Parti da comparação entre a figura portuguesa e brasileira de Pedro Malazartes, vendo que em solo nacional esta é mais recorrente. Desencadeou-se desta constatação a pergunta cuja resposta foi ensaiada: por que, afinal, Malazartes é mais frutífero no Brasil? Minha resposta partiu da análise qualitativa dos contos tanto portugueses quanto brasileiros, constatando, então, que há uma diferença crucial quanto à caracterização do Malazartes brasileiro em relação à do português. Para explicar essa dicotomia fui a outras fontes formadoras da cultura brasileira, propondo que houve um sincretismo entre a figura de Malazartes (cuja origem é européia) e personagens da tradição oral africana, que lhe emprestaram suas características (inteligência, astúcia, jinga, etc). Isto, ao meu ver, tem um significado profundo, pois as narrativas brasileiras de Pedro Malazartes dramatizam uma realidade social. Realidade esta que, como tentei mostrar, se baseava na relação de exploração do trabalho escravo. Malazartes, no Brasil, vem desconstruir essa organização através do cômico, do riso. Assim, as narrativas brasileiras de Pedro Malazartes são representações simbólicas onde temos a dramatização que inverte papéis sociais, propondo o questionamento de valores (trabalho, riqueza) em prol de outro (liberdade) e a desconstrução da ordem social vigente. Isso me levou a inserir Malazartes dentro da lógica da malandragem, pondo-o no rol dos, literalmente, anti-heróis, a exemplo de João Grilo e Macunaíma, sendo estes os heróis mais dignos de admiração por parte da grande massa do povo brasileiro. Pena não o serem de fato...
REFERÊNCIAS BIBLIOGRÁFICAS
Bergson, Henri. O Riso, ensaio sobre a significação do cômico. 2ª ed. ED. Guanabara. Rio de Janeiro, 1987.
Braga, Teófilo. Contos Tradicionais do Povo Português. V.1, 6ª ed. ED. Dom Quixote. Lisboa, 2002.
Cascudo, Luís da Câmara. Contos Tradicionais do Brasil. ED. Ediouro. Rio de Janeiro, s.d.
Clastres, Pierre. Do que riem os índios? In: A Sociedade contra o Estado, Investigações de antropologia política. ED. Afrontamento. Porto, 1979.

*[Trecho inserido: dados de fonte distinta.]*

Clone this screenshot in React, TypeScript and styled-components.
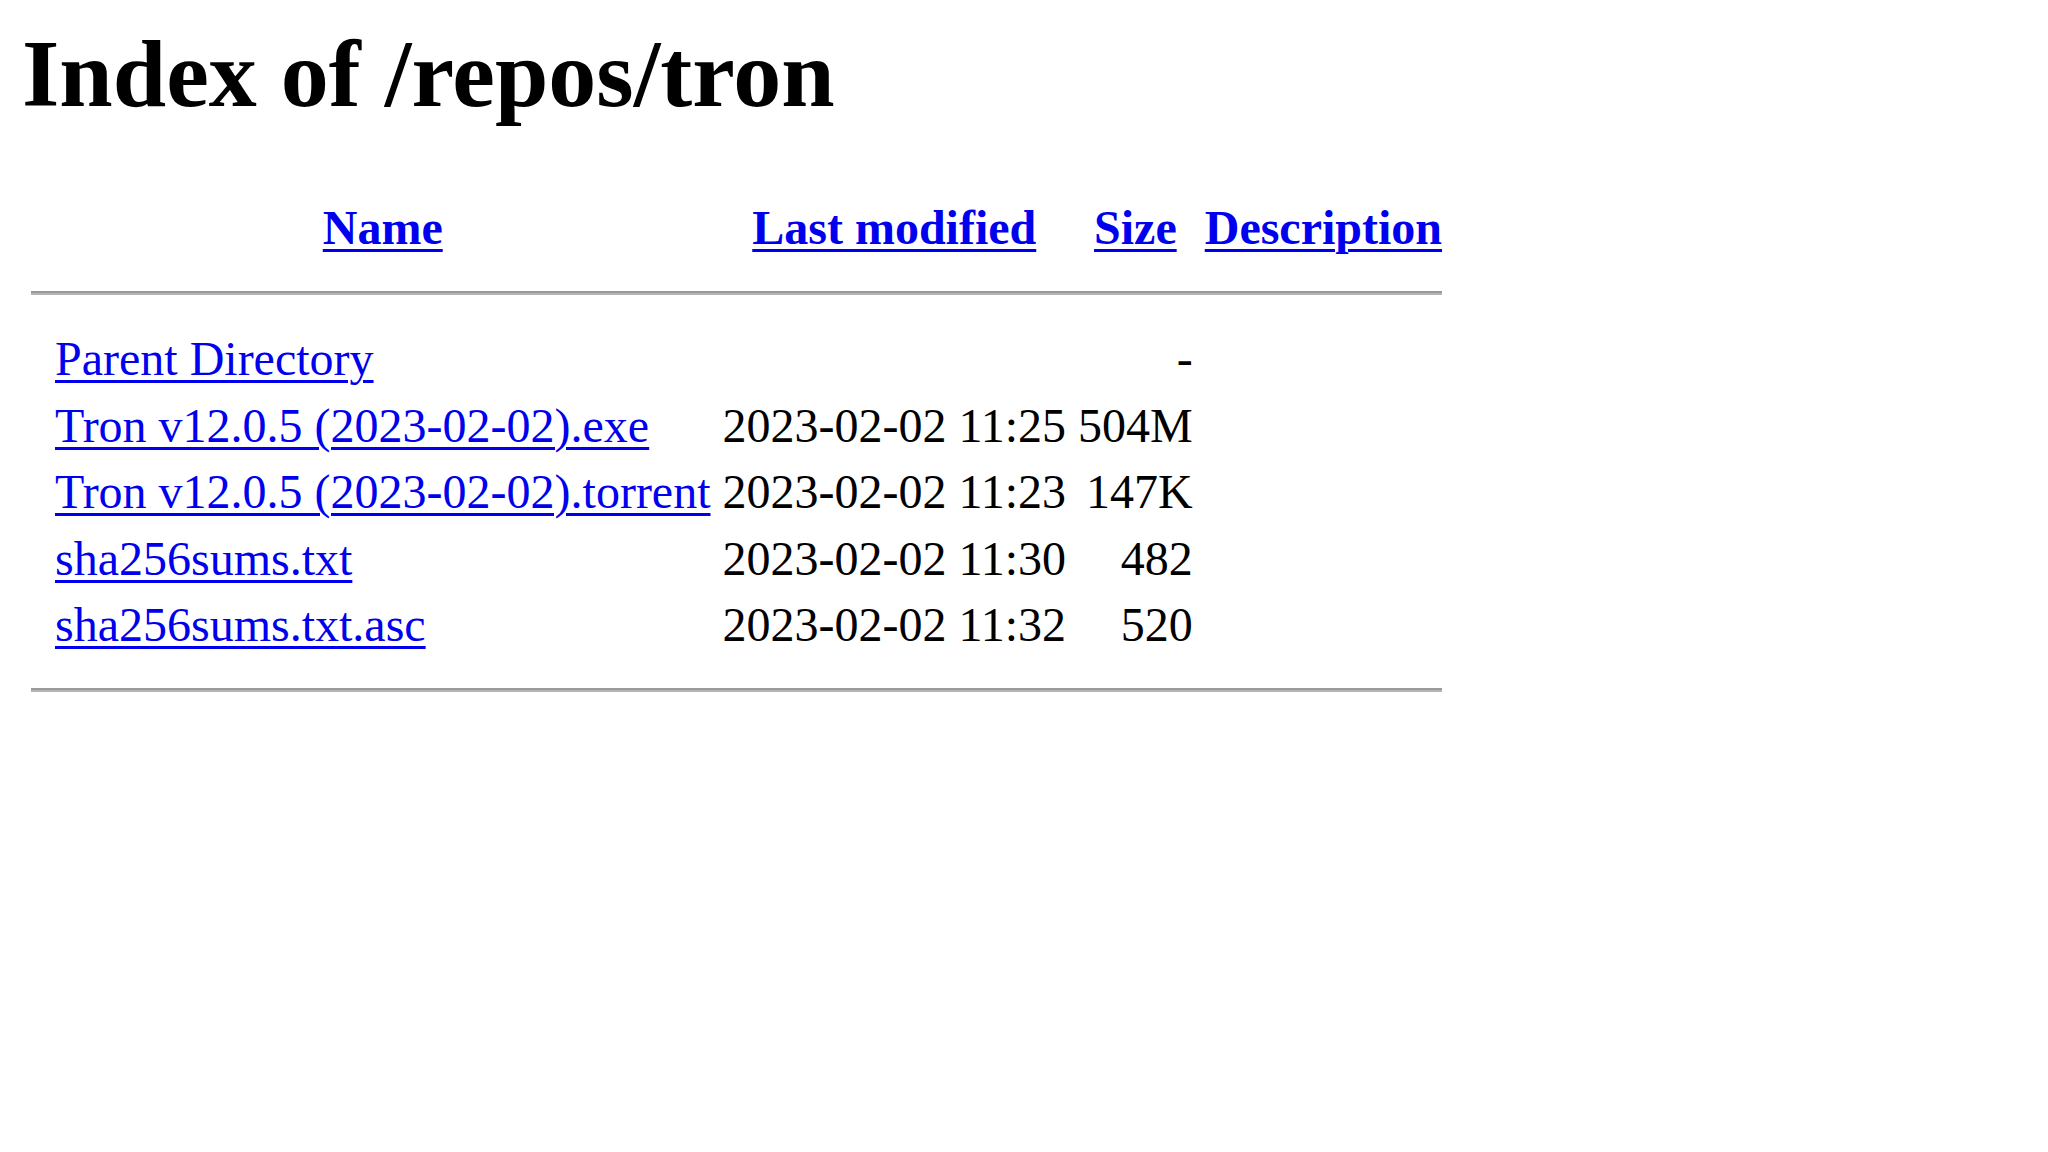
import React from "react";
import styled, { createGlobalStyle } from "styled-components";

const GlobalStyle = createGlobalStyle`
  html, body {
    margin: 0;
    padding: 0;
    background: #ffffff;
  }
  body {
    font-family: "Liberation Serif", "Times New Roman", serif;
    color: #000000;
  }
`;

const Page = styled.main`
  padding: 0 22px;
`;

const Title = styled.h1`
  margin: 19px 0 63px;
  font-size: 96px;
  line-height: 110px;
  font-weight: 700;
`;

const Listing = styled.table`
  border-collapse: separate;
  border-spacing: 6px;
  margin-left: 0;
  font-size: 48px;
  line-height: 54.4px;
`;

const HeadCell = styled.th`
  padding: 3px;
  font-weight: 700;
  text-align: center;
  vertical-align: top;
`;

const RuleCell = styled.th`
  padding: 3px;
`;

const IconCell = styled.td`
  padding: 3px;
  width: 12px;
  min-width: 12px;
`;

const Cell = styled.td<{ $align?: "left" | "right" }>`
  padding: 3px;
  text-align: ${(p) => p.$align ?? "left"};
  white-space: nowrap;
  vertical-align: top;
`;

const Link = styled.a`
  color: #0000ee;
  text-decoration: underline;
  text-decoration-thickness: 3px;
  text-underline-offset: 5px;
`;

const Rule = styled.hr`
  margin: 24px 0 25px;
  height: 0;
  border: none;
  border-top: 2px solid #9a9a9a;
  border-bottom: 2px solid #b4b4b4;
`;

type Entry = { name: string; date: string; size: string };

const entries: Entry[] = [
  { name: "Tron v12.0.5 (2023-02-02).exe", date: "2023-02-02 11:25", size: "504M" },
  { name: "Tron v12.0.5 (2023-02-02).torrent", date: "2023-02-02 11:23", size: "147K" },
  { name: "sha256sums.txt", date: "2023-02-02 11:30", size: "482" },
  { name: "sha256sums.txt.asc", date: "2023-02-02 11:32", size: "520" },
];

export default function App() {
  return (
    <>
      <GlobalStyle />
      <Page>
        <Title>Index of /repos/tron</Title>
        <Listing>
          <tbody>
            <tr>
              <HeadCell />
              <HeadCell>
                <Link href="#">Name</Link>
              </HeadCell>
              <HeadCell>
                <Link href="#">Last modified</Link>
              </HeadCell>
              <HeadCell>
                <Link href="#">Size</Link>
              </HeadCell>
              <HeadCell>
                <Link href="#">Description</Link>
              </HeadCell>
            </tr>
            <tr>
              <RuleCell colSpan={5}>
                <Rule />
              </RuleCell>
            </tr>
            <tr>
              <IconCell />
              <Cell>
                <Link href="#">Parent Directory</Link>
              </Cell>
              <Cell>&nbsp;</Cell>
              <Cell $align="right">-</Cell>
              <Cell>&nbsp;</Cell>
            </tr>
            {entries.map((e) => (
              <tr key={e.name}>
                <IconCell />
                <Cell>
                  <Link href="#">{e.name}</Link>
                </Cell>
                <Cell $align="right">{e.date}</Cell>
                <Cell $align="right">{e.size}</Cell>
                <Cell>&nbsp;</Cell>
              </tr>
            ))}
            <tr>
              <RuleCell colSpan={5}>
                <Rule />
              </RuleCell>
            </tr>
          </tbody>
        </Listing>
      </Page>
    </>
  );
}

DaMatta, Roberto. Carnavais, Malandros e Heróis, para uma sociologia do dilema brasileiro. 6ª ed. ED. Rocco. Rio de Janeiro, 1997.
Gomes, Lindolfo. Contos Populares Brasileiros. 3ª ed. ED. Melhoramentos. São Paulo, 1965.
CORREIA, João-David Pinto. Para uma teoria do texto da Literatura Popular Tradicional. In: GUERREIRO, Manuel Viegas (coord.) Literatura Popular Portuguesa: Teoria da Literatura Oral/Tradicional/Popular.Lisboa: ACARTE: Fundação Calouste Gulbenkian, 1992.
Maravilhas do Conto Africano. Silva, Fernando Correia da. ORG. ED. Cultrix. São Paulo, 1962.
Pedroso, Consiglieri. Contos Populares Portugueses. ED. Landy. São Paulo, 2001.
Propp, Vladimir. Comicidade e Riso. Ed. Ática. São Paulo, 1992.
Romero, Sílvio. Contos populares do Brasil. ED. Livraria José Olympio. Rio de Janeiro, 1954.
Rosário, Lourenço do. Contos Africanos. 1ª ed. ED. Texto. Lisboa, 2001.